→ Challenge:
Write out the full listing exactly as given, minus the images.

→ Provided data:
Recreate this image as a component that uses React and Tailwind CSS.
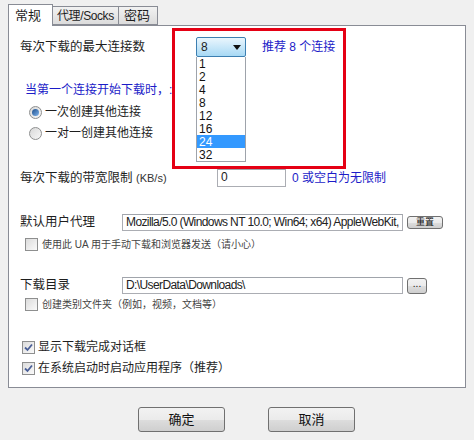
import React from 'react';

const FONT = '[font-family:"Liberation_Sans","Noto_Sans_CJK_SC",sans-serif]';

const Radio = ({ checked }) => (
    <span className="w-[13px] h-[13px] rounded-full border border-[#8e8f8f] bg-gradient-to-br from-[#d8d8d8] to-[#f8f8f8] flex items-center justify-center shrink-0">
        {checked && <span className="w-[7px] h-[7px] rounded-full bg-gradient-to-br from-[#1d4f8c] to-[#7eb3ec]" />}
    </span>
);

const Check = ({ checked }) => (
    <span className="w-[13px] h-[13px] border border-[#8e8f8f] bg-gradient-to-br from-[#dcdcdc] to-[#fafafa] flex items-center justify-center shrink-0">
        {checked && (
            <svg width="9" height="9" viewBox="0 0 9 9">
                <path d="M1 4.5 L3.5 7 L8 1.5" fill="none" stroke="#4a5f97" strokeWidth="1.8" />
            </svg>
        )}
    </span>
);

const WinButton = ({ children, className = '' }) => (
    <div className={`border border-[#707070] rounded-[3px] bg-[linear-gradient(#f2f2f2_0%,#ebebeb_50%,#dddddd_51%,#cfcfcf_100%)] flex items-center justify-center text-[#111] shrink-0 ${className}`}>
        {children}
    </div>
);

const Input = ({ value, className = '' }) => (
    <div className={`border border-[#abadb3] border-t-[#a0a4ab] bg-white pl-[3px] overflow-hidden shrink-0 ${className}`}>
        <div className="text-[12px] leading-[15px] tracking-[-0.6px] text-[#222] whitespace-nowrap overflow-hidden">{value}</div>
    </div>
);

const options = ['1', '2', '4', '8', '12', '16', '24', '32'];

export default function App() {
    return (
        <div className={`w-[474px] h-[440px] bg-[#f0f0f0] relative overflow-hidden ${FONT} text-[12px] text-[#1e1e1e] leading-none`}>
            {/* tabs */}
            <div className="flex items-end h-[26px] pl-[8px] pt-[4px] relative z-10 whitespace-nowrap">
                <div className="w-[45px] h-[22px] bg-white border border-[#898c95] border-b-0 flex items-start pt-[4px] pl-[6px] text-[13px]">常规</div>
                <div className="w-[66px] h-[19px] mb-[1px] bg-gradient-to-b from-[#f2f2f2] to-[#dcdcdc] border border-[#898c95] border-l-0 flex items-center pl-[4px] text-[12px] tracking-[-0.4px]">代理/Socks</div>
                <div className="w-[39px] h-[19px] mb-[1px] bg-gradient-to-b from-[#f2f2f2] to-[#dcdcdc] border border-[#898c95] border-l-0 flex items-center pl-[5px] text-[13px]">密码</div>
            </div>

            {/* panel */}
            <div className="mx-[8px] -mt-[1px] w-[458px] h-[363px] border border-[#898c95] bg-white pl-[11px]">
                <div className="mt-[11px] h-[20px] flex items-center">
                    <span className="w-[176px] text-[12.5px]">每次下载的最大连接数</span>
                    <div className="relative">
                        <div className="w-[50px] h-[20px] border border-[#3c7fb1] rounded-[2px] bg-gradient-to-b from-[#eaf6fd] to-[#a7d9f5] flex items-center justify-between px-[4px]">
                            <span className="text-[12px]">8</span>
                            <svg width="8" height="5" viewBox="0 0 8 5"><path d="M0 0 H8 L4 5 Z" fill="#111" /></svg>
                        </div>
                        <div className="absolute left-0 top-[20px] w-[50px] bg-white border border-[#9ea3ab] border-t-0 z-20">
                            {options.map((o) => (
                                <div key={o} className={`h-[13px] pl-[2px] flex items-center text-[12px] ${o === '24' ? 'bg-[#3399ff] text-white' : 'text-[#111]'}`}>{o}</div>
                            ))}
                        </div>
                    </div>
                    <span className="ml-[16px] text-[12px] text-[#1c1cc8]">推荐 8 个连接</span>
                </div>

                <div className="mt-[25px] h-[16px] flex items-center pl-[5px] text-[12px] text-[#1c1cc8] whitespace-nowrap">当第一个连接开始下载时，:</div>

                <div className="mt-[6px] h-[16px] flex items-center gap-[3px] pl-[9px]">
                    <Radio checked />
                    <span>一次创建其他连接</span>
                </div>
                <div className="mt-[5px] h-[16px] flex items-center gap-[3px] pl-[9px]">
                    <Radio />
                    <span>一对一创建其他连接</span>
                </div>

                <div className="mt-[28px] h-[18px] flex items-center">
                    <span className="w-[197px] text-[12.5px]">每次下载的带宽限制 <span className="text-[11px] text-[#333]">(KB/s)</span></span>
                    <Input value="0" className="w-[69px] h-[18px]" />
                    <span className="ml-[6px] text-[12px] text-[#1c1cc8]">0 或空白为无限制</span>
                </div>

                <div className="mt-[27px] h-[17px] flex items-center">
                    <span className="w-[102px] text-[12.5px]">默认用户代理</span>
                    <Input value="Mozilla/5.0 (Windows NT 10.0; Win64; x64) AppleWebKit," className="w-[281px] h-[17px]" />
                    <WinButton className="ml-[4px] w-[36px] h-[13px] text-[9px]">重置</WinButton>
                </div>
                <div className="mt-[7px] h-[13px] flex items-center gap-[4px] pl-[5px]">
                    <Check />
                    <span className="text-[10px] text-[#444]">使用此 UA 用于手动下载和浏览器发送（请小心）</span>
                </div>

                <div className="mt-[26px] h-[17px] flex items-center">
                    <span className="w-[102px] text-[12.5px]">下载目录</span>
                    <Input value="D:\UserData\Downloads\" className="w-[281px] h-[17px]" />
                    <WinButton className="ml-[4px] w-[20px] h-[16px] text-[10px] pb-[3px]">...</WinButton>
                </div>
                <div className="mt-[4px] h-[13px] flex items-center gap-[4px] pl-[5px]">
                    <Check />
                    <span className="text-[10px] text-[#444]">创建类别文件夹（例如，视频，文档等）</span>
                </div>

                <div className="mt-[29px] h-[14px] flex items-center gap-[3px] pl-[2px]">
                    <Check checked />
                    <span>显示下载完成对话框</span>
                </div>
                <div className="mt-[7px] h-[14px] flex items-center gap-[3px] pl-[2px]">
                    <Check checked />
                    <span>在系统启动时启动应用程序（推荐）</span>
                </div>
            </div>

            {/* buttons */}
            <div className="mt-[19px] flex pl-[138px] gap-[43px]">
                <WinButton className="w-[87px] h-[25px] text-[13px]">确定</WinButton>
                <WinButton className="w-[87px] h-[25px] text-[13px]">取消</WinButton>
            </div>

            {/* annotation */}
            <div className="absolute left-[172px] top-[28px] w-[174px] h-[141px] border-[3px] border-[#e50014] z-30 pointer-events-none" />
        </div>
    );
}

→ Final result:
Recreate this image as a component that uses React and Tailwind CSS.
import React from 'react';

const FONT = '[font-family:"Liberation_Sans","Noto_Sans_CJK_SC",sans-serif]';

const Radio = ({ checked }) => (
    <span className="w-[13px] h-[13px] rounded-full border border-[#8e8f8f] bg-gradient-to-br from-[#d8d8d8] to-[#f8f8f8] flex items-center justify-center shrink-0">
        {checked && <span className="w-[7px] h-[7px] rounded-full bg-gradient-to-br from-[#1d4f8c] to-[#7eb3ec]" />}
    </span>
);

const Check = ({ checked }) => (
    <span className="w-[13px] h-[13px] border border-[#8e8f8f] bg-gradient-to-br from-[#dcdcdc] to-[#fafafa] flex items-center justify-center shrink-0">
        {checked && (
            <svg width="9" height="9" viewBox="0 0 9 9">
                <path d="M1 4.5 L3.5 7 L8 1.5" fill="none" stroke="#4a5f97" strokeWidth="1.8" />
            </svg>
        )}
    </span>
);

const WinButton = ({ children, className = '' }) => (
    <div className={`border border-[#707070] rounded-[3px] bg-[linear-gradient(#f2f2f2_0%,#ebebeb_50%,#dddddd_51%,#cfcfcf_100%)] flex items-center justify-center text-[#111] shrink-0 ${className}`}>
        {children}
    </div>
);

const Input = ({ value, className = '' }) => (
    <div className={`border border-[#abadb3] border-t-[#a0a4ab] bg-white pl-[3px] overflow-hidden shrink-0 ${className}`}>
        <div className="text-[12px] leading-[15px] tracking-[-0.6px] text-[#222] whitespace-nowrap overflow-hidden">{value}</div>
    </div>
);

const options = ['1', '2', '4', '8', '12', '16', '24', '32'];

export default function App() {
    return (
        <div className={`w-[474px] h-[440px] bg-[#f0f0f0] relative overflow-hidden ${FONT} text-[12px] text-[#1e1e1e] leading-none`}>
            {/* tabs */}
            <div className="flex items-end h-[26px] pl-[8px] pt-[4px] relative z-10 whitespace-nowrap">
                <div className="w-[45px] h-[22px] bg-white border border-[#898c95] border-b-0 flex items-start pt-[4px] pl-[6px] text-[13px]">常规</div>
                <div className="w-[66px] h-[19px] mb-[1px] bg-gradient-to-b from-[#f2f2f2] to-[#dcdcdc] border border-[#898c95] border-l-0 flex items-center pl-[4px] text-[12px] tracking-[-0.4px]">代理/Socks</div>
                <div className="w-[39px] h-[19px] mb-[1px] bg-gradient-to-b from-[#f2f2f2] to-[#dcdcdc] border border-[#898c95] border-l-0 flex items-center pl-[5px] text-[13px]">密码</div>
            </div>

            {/* panel */}
            <div className="mx-[8px] -mt-[1px] w-[458px] h-[363px] border border-[#898c95] bg-white pl-[11px]">
                <div className="mt-[11px] h-[20px] flex items-center">
                    <span className="w-[176px] text-[12.5px]">每次下载的最大连接数</span>
                    <div className="relative">
                        <div className="w-[50px] h-[20px] border border-[#3c7fb1] rounded-[2px] bg-gradient-to-b from-[#eaf6fd] to-[#a7d9f5] flex items-center justify-between px-[4px]">
                            <span className="text-[12px]">8</span>
                            <svg width="8" height="5" viewBox="0 0 8 5"><path d="M0 0 H8 L4 5 Z" fill="#111" /></svg>
                        </div>
                        <div className="absolute left-0 top-[20px] w-[50px] bg-white border border-[#9ea3ab] border-t-0 z-20">
                            {options.map((o) => (
                                <div key={o} className={`h-[13px] pl-[2px] flex items-center text-[12px] ${o === '24' ? 'bg-[#3399ff] text-white' : 'text-[#111]'}`}>{o}</div>
                            ))}
                        </div>
                    </div>
                    <span className="ml-[16px] text-[12px] text-[#1c1cc8]">推荐 8 个连接</span>
                </div>

                <div className="mt-[25px] h-[16px] flex items-center pl-[5px] text-[12px] text-[#1c1cc8] whitespace-nowrap">当第一个连接开始下载时，:</div>

                <div className="mt-[6px] h-[16px] flex items-center gap-[3px] pl-[9px]">
                    <Radio checked />
                    <span>一次创建其他连接</span>
                </div>
                <div className="mt-[5px] h-[16px] flex items-center gap-[3px] pl-[9px]">
                    <Radio />
                    <span>一对一创建其他连接</span>
                </div>

                <div className="mt-[28px] h-[18px] flex items-center">
                    <span className="w-[197px] text-[12.5px]">每次下载的带宽限制 <span className="text-[11px] text-[#333]">(KB/s)</span></span>
                    <Input value="0" className="w-[69px] h-[18px]" />
                    <span className="ml-[6px] text-[12px] text-[#1c1cc8]">0 或空白为无限制</span>
                </div>

                <div className="mt-[27px] h-[17px] flex items-center">
                    <span className="w-[102px] text-[12.5px]">默认用户代理</span>
                    <Input value="Mozilla/5.0 (Windows NT 10.0; Win64; x64) AppleWebKit," className="w-[281px] h-[17px]" />
                    <WinButton className="ml-[4px] w-[36px] h-[13px] text-[9px]">重置</WinButton>
                </div>
                <div className="mt-[7px] h-[13px] flex items-center gap-[4px] pl-[5px]">
                    <Check />
                    <span className="text-[10px] text-[#444]">使用此 UA 用于手动下载和浏览器发送（请小心）</span>
                </div>

                <div className="mt-[26px] h-[17px] flex items-center">
                    <span className="w-[102px] text-[12.5px]">下载目录</span>
                    <Input value="D:\UserData\Downloads\" className="w-[281px] h-[17px]" />
                    <WinButton className="ml-[4px] w-[20px] h-[16px] text-[10px] pb-[3px]">...</WinButton>
                </div>
                <div className="mt-[4px] h-[13px] flex items-center gap-[4px] pl-[5px]">
                    <Check />
                    <span className="text-[10px] text-[#444]">创建类别文件夹（例如，视频，文档等）</span>
                </div>

                <div className="mt-[29px] h-[14px] flex items-center gap-[3px] pl-[2px]">
                    <Check checked />
                    <span>显示下载完成对话框</span>
                </div>
                <div className="mt-[7px] h-[14px] flex items-center gap-[3px] pl-[2px]">
                    <Check checked />
                    <span>在系统启动时启动应用程序（推荐）</span>
                </div>
            </div>

            {/* buttons */}
            <div className="mt-[19px] flex pl-[138px] gap-[43px]">
                <WinButton className="w-[87px] h-[25px] text-[13px]">确定</WinButton>
                <WinButton className="w-[87px] h-[25px] text-[13px]">取消</WinButton>
            </div>

            {/* annotation */}
            <div className="absolute left-[172px] top-[28px] w-[174px] h-[141px] border-[3px] border-[#e50014] z-30 pointer-events-none" />
        </div>
    );
}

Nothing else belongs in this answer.